_SOURCE DATA_
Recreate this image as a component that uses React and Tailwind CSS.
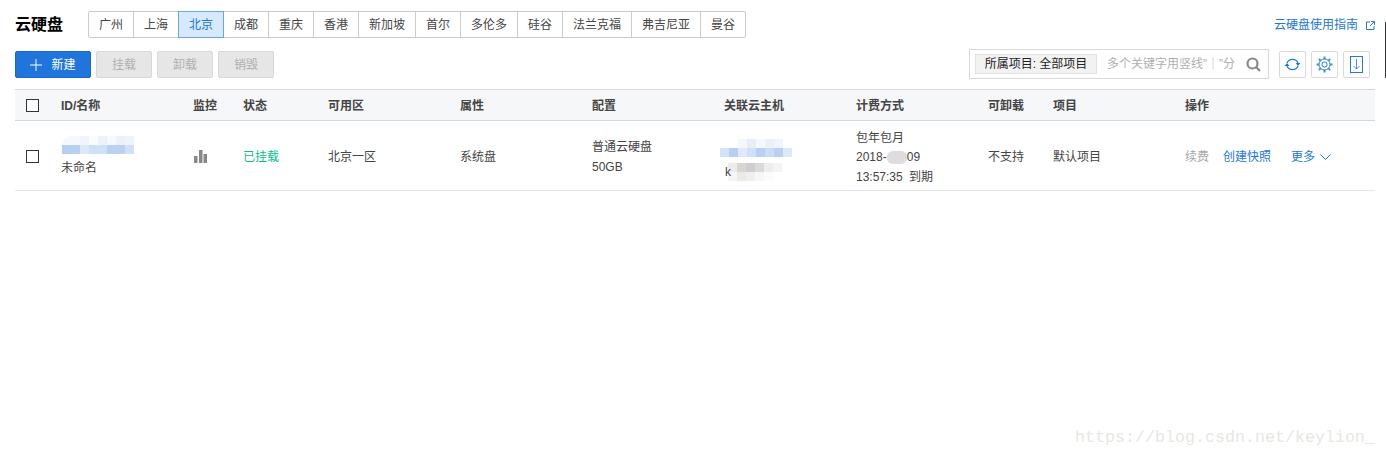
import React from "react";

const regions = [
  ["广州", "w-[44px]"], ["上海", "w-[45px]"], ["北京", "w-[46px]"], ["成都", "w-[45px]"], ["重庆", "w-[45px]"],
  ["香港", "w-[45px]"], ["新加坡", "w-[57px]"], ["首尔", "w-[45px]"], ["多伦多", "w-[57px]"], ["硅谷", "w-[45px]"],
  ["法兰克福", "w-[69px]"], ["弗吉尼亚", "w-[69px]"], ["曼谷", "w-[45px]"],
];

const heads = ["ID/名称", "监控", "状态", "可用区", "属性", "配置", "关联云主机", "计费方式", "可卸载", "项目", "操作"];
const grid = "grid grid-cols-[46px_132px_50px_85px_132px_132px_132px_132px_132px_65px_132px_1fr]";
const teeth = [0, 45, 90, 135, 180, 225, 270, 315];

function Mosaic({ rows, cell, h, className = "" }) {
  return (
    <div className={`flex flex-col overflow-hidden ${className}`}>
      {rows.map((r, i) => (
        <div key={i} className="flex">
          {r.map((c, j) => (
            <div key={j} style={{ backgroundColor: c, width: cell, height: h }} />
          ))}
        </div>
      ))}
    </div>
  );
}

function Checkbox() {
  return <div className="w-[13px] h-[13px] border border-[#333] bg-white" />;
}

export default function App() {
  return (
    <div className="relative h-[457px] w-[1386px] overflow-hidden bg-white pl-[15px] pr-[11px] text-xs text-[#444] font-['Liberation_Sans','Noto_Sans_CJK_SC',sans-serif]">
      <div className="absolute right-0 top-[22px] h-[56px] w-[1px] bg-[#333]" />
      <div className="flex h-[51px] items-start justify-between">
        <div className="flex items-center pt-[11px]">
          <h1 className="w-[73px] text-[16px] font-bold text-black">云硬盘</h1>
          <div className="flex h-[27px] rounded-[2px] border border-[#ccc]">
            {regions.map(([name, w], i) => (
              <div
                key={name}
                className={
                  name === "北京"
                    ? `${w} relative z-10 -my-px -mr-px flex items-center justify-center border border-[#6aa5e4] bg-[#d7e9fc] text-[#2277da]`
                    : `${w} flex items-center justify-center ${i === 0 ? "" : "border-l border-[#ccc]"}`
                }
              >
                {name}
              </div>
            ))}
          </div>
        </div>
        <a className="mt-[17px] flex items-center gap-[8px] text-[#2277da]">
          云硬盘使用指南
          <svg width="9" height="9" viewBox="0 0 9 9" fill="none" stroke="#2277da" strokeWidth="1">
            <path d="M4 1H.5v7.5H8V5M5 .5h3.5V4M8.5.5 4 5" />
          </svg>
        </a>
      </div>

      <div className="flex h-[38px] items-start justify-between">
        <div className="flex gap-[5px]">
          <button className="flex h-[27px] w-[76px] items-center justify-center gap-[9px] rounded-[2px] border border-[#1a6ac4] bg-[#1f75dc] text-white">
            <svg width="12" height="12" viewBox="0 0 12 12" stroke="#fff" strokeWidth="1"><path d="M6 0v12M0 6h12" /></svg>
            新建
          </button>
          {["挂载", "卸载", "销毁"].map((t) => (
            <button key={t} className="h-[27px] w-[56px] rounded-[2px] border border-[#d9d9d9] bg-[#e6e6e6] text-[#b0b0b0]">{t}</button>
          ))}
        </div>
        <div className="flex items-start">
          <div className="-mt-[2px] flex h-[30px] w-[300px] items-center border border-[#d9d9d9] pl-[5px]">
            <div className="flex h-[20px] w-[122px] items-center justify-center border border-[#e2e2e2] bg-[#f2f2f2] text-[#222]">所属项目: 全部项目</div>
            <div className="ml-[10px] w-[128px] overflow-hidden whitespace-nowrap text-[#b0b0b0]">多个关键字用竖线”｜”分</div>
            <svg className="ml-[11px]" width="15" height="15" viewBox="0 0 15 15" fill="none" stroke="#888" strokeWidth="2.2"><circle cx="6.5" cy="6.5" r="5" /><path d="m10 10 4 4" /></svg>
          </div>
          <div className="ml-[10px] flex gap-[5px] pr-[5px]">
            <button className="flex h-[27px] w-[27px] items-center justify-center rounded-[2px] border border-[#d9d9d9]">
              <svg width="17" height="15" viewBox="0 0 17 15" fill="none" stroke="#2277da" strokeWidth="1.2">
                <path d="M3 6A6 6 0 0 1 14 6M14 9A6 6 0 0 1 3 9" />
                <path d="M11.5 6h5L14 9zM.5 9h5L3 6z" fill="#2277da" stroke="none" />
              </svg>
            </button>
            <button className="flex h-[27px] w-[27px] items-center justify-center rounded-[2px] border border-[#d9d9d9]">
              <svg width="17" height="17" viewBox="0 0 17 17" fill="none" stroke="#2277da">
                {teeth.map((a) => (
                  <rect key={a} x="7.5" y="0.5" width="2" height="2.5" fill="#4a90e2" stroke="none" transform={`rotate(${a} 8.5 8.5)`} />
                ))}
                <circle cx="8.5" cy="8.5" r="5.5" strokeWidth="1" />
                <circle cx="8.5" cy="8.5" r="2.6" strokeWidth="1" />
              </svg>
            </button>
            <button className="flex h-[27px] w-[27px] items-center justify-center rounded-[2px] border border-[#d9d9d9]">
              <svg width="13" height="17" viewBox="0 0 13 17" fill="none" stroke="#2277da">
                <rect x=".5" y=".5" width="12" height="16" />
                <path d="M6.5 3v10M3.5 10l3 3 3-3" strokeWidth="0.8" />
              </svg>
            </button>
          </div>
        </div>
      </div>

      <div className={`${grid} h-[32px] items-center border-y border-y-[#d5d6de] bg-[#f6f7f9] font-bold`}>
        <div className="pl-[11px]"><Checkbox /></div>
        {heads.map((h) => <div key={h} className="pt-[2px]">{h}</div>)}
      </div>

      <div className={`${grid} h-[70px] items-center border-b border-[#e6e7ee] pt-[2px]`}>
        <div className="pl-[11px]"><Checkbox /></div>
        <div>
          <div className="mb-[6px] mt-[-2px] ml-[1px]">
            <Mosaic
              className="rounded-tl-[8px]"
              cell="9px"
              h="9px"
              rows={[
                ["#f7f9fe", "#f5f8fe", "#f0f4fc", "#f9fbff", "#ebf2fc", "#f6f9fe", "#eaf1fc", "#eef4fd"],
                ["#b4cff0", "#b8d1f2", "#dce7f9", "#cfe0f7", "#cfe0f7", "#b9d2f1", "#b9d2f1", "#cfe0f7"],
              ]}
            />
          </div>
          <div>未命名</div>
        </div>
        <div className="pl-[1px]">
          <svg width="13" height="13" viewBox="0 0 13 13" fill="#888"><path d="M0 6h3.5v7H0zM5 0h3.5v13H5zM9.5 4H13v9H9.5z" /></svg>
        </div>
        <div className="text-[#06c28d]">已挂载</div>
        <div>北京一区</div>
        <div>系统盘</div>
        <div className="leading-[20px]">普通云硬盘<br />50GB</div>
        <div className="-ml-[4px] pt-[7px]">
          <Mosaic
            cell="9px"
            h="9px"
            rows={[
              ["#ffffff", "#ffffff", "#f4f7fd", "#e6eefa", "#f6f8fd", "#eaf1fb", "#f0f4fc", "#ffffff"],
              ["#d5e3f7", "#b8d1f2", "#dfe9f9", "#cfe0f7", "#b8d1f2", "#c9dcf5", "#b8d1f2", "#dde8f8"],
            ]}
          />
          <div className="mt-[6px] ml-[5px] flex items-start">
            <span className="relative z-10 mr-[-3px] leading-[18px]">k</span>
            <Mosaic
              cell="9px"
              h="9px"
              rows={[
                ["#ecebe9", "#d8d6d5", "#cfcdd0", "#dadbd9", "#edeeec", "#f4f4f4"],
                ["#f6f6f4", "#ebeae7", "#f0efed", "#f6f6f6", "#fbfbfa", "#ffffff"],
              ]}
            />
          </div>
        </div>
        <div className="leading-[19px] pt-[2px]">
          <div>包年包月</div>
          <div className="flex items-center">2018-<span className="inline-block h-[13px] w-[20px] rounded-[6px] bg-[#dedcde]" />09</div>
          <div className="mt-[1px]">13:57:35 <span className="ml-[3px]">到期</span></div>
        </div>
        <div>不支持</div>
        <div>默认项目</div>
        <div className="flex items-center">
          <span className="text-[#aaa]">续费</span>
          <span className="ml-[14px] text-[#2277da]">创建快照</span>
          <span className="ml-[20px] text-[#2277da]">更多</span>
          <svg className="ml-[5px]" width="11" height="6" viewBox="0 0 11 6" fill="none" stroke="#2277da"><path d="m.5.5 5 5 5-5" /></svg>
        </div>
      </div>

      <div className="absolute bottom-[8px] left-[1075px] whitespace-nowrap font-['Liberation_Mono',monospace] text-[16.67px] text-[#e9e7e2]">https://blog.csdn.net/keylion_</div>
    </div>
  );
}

_WHAT YOU SHOULD DO_
With the pictures left out, restate word for word every line of the data above, from the first down to the line that contains "import React from".

_TASK SOLUTION_
Recreate this image as a component that uses React and Tailwind CSS.
import React from "react";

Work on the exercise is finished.